What if the best option on paper is politically impossible?
Feasibility is a legitimate criterion. If a technically optimal option is politically infeasible, it is not truly available. Include feasibility as a criterion in your MCDA, but be careful not to let short-term political constraints override long-term ethical obligations. Sometimes the right move is to work on making the infeasible feasible—through advocacy, education, or building coalitions.
Recommendation Recap: A Defensible Path Forward
Applying mathematical rigor to long-term ethical decisions does not guarantee a perfect outcome—uncertainty and value pluralism ensure that no method can. But it does guarantee a defensible process, one that surfaces trade-offs, acknowledges uncertainty, and gives voice to future generations. Here is a summary of what we recommend:
- Start with a clear decision statement and deadline. Without these, analysis will drift.

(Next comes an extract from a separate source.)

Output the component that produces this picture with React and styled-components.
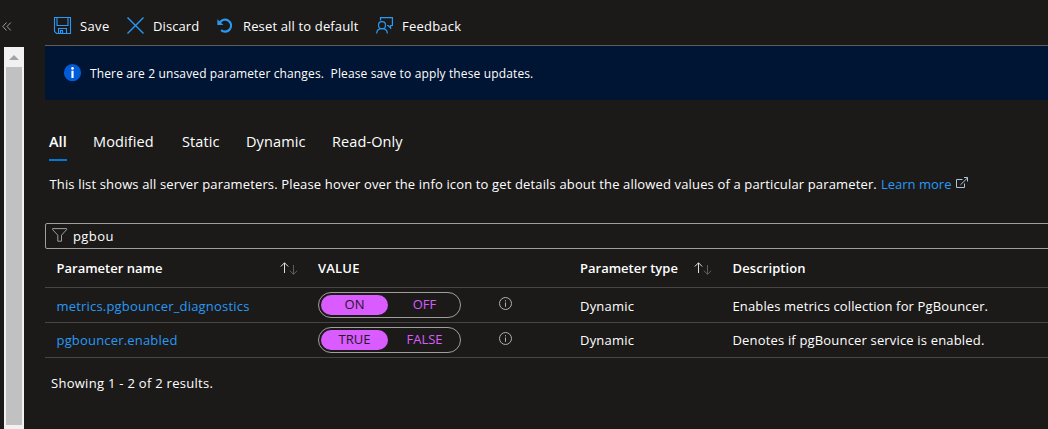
import React from 'react';
import styled, { createGlobalStyle } from 'styled-components';

const Global = createGlobalStyle`
  * { box-sizing: border-box; }
  html, body { margin: 0; height: 100%; overflow: hidden; background: #1b1a19; }
  body { font-family: "Open Sans", "Noto Sans", sans-serif; font-size: 13px; color: #ffffff; }
  svg { display: block; flex: none; overflow: visible; }
`;

const Page = styled.div`
  display: flex;
  width: 1048px;
  height: 429px;
  overflow: hidden;
`;

const Rail = styled.aside`
  flex: none;
  width: 24px;
  display: flex;
  flex-direction: column;
`;

const Collapse = styled.div`
  height: 47px;
  padding: 22px 0 0 2px;
`;

const ScrollTrack = styled.div`
  flex: 1;
  margin-left: 4px;
  padding: 0 2px 4px;
  background: #f1f1f1;
  display: flex;
  flex-direction: column;
`;

const ScrollUp = styled.div`
  height: 20px;
  padding: 8px 0 0 3px;
`;

const ScrollThumb = styled.div`
  flex: 1;
  background: #c1c1c1;
`;

const Main = styled.main`
  flex: none;
  width: 1003px;
  margin-left: 21px;
`;

const Text = styled.span`
  white-space: pre;
  line-height: 18px;
  font-size: ${(p) => p.$size || 13}px;
  letter-spacing: ${(p) => p.$ls || 0}px;
  font-weight: ${(p) => p.$weight || 400};
`;

const Link = styled(Text)`
  color: #2899f5;
`;

const Toolbar = styled.div`
  display: flex;
  height: 46px;
  padding: 0 0 0 9px;
  border-bottom: 1px solid #605e5c;
`;

const Command = styled.div`
  display: flex;
  flex: none;
  width: ${(p) => p.$width}px;
  padding-top: 17px;
`;

const CommandIcon = styled.div`
  flex: none;
  width: 26px;
`;

const Banner = styled.div`
  display: flex;
  height: 54px;
  padding: 18px 0 0 19px;
  background: #001433;
  border-radius: 0 0 0 2px;
`;

const BannerText = styled.div`
  margin-left: 9px;
`;

const Tabs = styled.nav`
  display: flex;
  height: 61px;
  padding: 32px 0 0 4px;
`;

const Tab = styled.div`
  flex: none;
  width: ${(p) => p.$width}px;
  height: 29px;
`;

const TabLabel = styled.div`
  display: inline-block;
  width: 18px;
  height: 29px;
  padding-top: 1px;
  border-bottom: 2px solid ${(p) => (p.$active ? '#0078d4' : 'transparent')};
`;

const Intro = styled.div`
  display: flex;
  height: 62px;
  padding: 14px 0 0 4px;
`;

const IntroText = styled.div`
  flex: none;
  width: 832px;
  padding-left: 0.5px;
`;

const IntroLink = styled.div`
  flex: none;
  width: 75px;
`;

const IntroIcon = styled.div`
  padding-top: 2px;
`;

const Filter = styled.div`
  display: flex;
  width: 1010px;
  height: 26px;
  padding: 4px 0 0 6px;
  border: 1px solid #a19f9d;
  border-radius: 2px;
`;

const FilterText = styled.div`
  margin: -1px 0 0 5px;
`;

const Row = styled.div`
  display: grid;
  grid-template-columns: 261.5px 179.5px 82.5px 152.5px 1fr;
  height: ${(p) => (p.$head ? 39 : 35)}px;
  padding-left: 11.5px;
  border-bottom: 1px solid #484644;
`;

const Cell = styled.div`
  display: flex;
  padding-top: ${(p) => p.$top}px;
`;

const Sort = styled.div`
  margin-left: auto;
  padding: 3px ${(p) => p.$right}px 0 0;
`;

const Switch = styled.div`
  display: flex;
  width: 143px;
  height: 26px;
  padding: 2px;
  border: 1px solid #a19f9d;
  border-radius: 13px;
`;

const Option = styled.div`
  flex: none;
  width: ${(p) => (p.$on ? 67 : 73)}px;
  height: 20px;
  border-radius: 10px;
  text-align: center;
  line-height: 18px;
  background: ${(p) => (p.$on ? '#da5bff' : 'transparent')};
  color: ${(p) => (p.$on ? '#1b1a19' : '#da5bff')};
`;

const InfoSlot = styled.div`
  padding-left: 1px;
`;

const Footer = styled.div`
  padding: 16px 0 0 6px;
`;

const Stroke = ({ w, h, color = '#2899f5', sw = 1, children }) => (
  <svg width={w} height={h} viewBox={`0 0 ${w} ${h}`} fill="none" stroke={color} strokeWidth={sw}>
    {children}
  </svg>
);

const SaveIcon = () => (
  <Stroke w={17} h={17} sw={1.1}>
    <path d="M.5 .5H16.5V16.5H2.6L.5 14.4Z M3 .5V8.5H14V.5 M4.5 16.5V11.5H12.5V16.5 M6.5 16V13.5H8.5V16" />
  </Stroke>
);

const DiscardIcon = () => (
  <Stroke w={17} h={17} sw={1.4}>
    <path d="M.5 .5L16.5 16.5M16.5 .5L.5 16.5" />
  </Stroke>
);

const UndoIcon = () => (
  <Stroke w={16} h={17} sw={2.1}>
    <path d="M2.8 5.8A6 6 0 1 1 4.1 13.1" />
    <path d="M.4 2.2V8H6.4Z" fill="#2899f5" stroke="none" />
  </Stroke>
);

const FeedbackIcon = () => (
  <Stroke w={17} h={17} sw={1.2}>
    <path d="M4.5 3.4V.6H16.4V8.5H14.6V11L12.2 8.5H11" />
    <circle cx="6" cy="8.2" r="3.5" />
    <path d="M.6 16.5C.8 13.5 3 11.7 6 11.7S11.2 13.5 11.4 16.5" />
  </Stroke>
);

const FunnelIcon = () => (
  <Stroke w={16} h={15} color="#a19f9d">
    <path d="M.6 .6H14.6V1.6L9.5 7.2V13.2H5.8V7.2L.6 1.6Z" />
  </Stroke>
);

const InfoIcon = () => (
  <Stroke w={13} h={13} color="#b3b0ad">
    <circle cx="6.5" cy="6.5" r="6" />
    <path d="M6.5 5.5V9.8M6.5 3.2V4.4" />
  </Stroke>
);

const BannerInfoIcon = () => (
  <svg width="17" height="17" viewBox="0 0 17 17">
    <circle cx="8.5" cy="8.7" r="8.6" fill="#015cda" />
    <circle cx="8.5" cy="4.4" r="1.3" fill="#fff" />
    <path d="M7.4 6.7H9.6V14H7.4Z" fill="#fff" />
  </svg>
);

const SortIcon = () => (
  <Stroke w={18} h={13} color="#e1dfdd">
    <path d="M4.5 11V.8M.8 4.5L4.5 .8L8.2 4.5" />
    <path d="M13.5 3V12.2M9.8 8.7L13.5 12.3L17.2 8.7" stroke="#605e5c" />
  </Stroke>
);

const ExternalIcon = () => (
  <Stroke w={13} h={12} color="#a9c4dc">
    <path d="M6.5 2.5H.5V10.5H8.5V6.5M4.5 7.8L11.8 .6M8 .5H11.5V4.5" />
  </Stroke>
);

const commands = [
  { label: 'Save', icon: <SaveIcon />, width: 73, ls: 0.35 },
  { label: 'Discard', icon: <DiscardIcon />, width: 90, ls: 0.1 },
  { label: 'Reset all to default', icon: <UndoIcon />, width: 159, ls: 0.15 },
  { label: 'Feedback', icon: <FeedbackIcon />, width: 100, ls: 0.22 },
];

const tabs = [
  { label: 'All', width: 44, active: true },
  { label: 'Modified', width: 89 },
  { label: 'Static', width: 64 },
  { label: 'Dynamic', width: 86 },
  { label: 'Read-Only', width: 90 },
];

const rows = [
  {
    name: 'metrics.pgbouncer_diagnostics', nameLs: 0.19, on: 'ON', off: 'OFF',
    text: 'Enables metrics collection for PgBouncer.', textLs: 0.13, top: 9,
  },
  {
    name: 'pgbouncer.enabled', nameLs: 0.18, on: 'TRUE', off: 'FALSE',
    text: 'Denotes if pgBouncer service is enabled.', textLs: 0.17, top: 8,
  },
];

export default function App() {
  return (
    <>
      <Global />
      <Page>
        <Rail>
          <Collapse>
            <Stroke w={10} h={9} color="#a19f9d">
              <path d="M4.5 .5L.8 4.5L4.5 8.5M8.8 .5L5 4.5L8.8 8.5" />
            </Stroke>
          </Collapse>
          <ScrollTrack>
            <ScrollUp>
              <svg width="10" height="5"><path d="M0 5L5 0L10 5Z" fill="#a3a3a3" /></svg>
            </ScrollUp>
            <ScrollThumb />
          </ScrollTrack>
        </Rail>
        <Main>
          <Toolbar>
            {commands.map((c) => (
              <Command key={c.label} $width={c.width}>
                <CommandIcon>{c.icon}</CommandIcon>
                <Text $ls={c.ls}>{c.label}</Text>
              </Command>
            ))}
          </Toolbar>
          <Banner>
            <BannerInfoIcon />
            <BannerText>
              <Text $size={12} $ls={0.135}>{'There are 2 unsaved parameter changes.  Please save to apply these updates.'}</Text>
            </BannerText>
          </Banner>
          <Tabs>
            {tabs.map((t) => (
              <Tab key={t.label} $width={t.width}>
                <TabLabel $active={t.active}>
                  <Text $size={14.5} $ls={t.active ? 0 : 0.1} $weight={t.active ? 600 : 400}>{t.label}</Text>
                </TabLabel>
              </Tab>
            ))}
          </Tabs>
          <Intro>
            <IntroText>
              <Text $ls={0.145}>This list shows all server parameters. Please hover over the info icon to get details about the allowed values of a particular parameter.</Text>
            </IntroText>
            <IntroLink><Link>Learn more</Link></IntroLink>
            <IntroIcon><ExternalIcon /></IntroIcon>
          </Intro>
          <Filter>
            <FunnelIcon />
            <FilterText><Text $ls={0.4}>pgbou</Text></FilterText>
          </Filter>
          <Row $head>
            <Cell $top={10}>
              <Text $weight={600}>Parameter name</Text>
              <Sort $right={20}><SortIcon /></Sort>
            </Cell>
            <Cell $top={10}><Text $weight={600} $ls={0.2}>VALUE</Text></Cell>
            <Cell />
            <Cell $top={10}>
              <Text $weight={600}>Parameter type</Text>
              <Sort $right={21}><SortIcon /></Sort>
            </Cell>
            <Cell $top={10}><Text $weight={600} $ls={0.1}>Description</Text></Cell>
          </Row>
          {rows.map((r) => (
            <Row key={r.name}>
              <Cell $top={r.top}><Link $ls={r.nameLs}>{r.name}</Link></Cell>
              <Cell $top={4}>
                <Switch>
                  <Option $on><Text>{r.on}</Text></Option>
                  <Option><Text>{r.off}</Text></Option>
                </Switch>
              </Cell>
              <Cell $top={9}><InfoSlot><InfoIcon /></InfoSlot></Cell>
              <Cell $top={r.top}><Text $ls={0.2}>Dynamic</Text></Cell>
              <Cell $top={r.top}><Text $ls={r.textLs}>{r.text}</Text></Cell>
            </Row>
          ))}
          <Footer><Text $ls={0.28}>Showing 1 - 2 of 2 results.</Text></Footer>
        </Main>
      </Page>
    </>
  );
}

- Map at least three distinct approaches. The three we covered—expected value, maximin, and MCDA—are a good starting set. Adapt them to your context.
- Use a decision tree to choose your primary method. Check for catastrophic risk first, then quantifiability, then value pluralism.
- Build a trade-off table. Even if you do not use MCDA, a table of pros and cons across criteria makes hidden trade-offs visible.
- Document everything. Write a decision memo, set monitoring triggers, and conduct a pre-mortem.
- Guard against common risks: discounting the future, ignoring tipping points, groupthink, analysis paralysis, and ethical drift.
- Review and adapt. No decision is final forever. Build in checkpoints to revisit the choice as new information emerges.
The calculus of consequence is not a formula that spits out the right answer. It is a discipline—a way of thinking that forces us to be explicit about what we value, how we weigh the future, and whom we include in our moral circle. Used honestly, it can help us make decisions that we can defend to our children and to ourselves.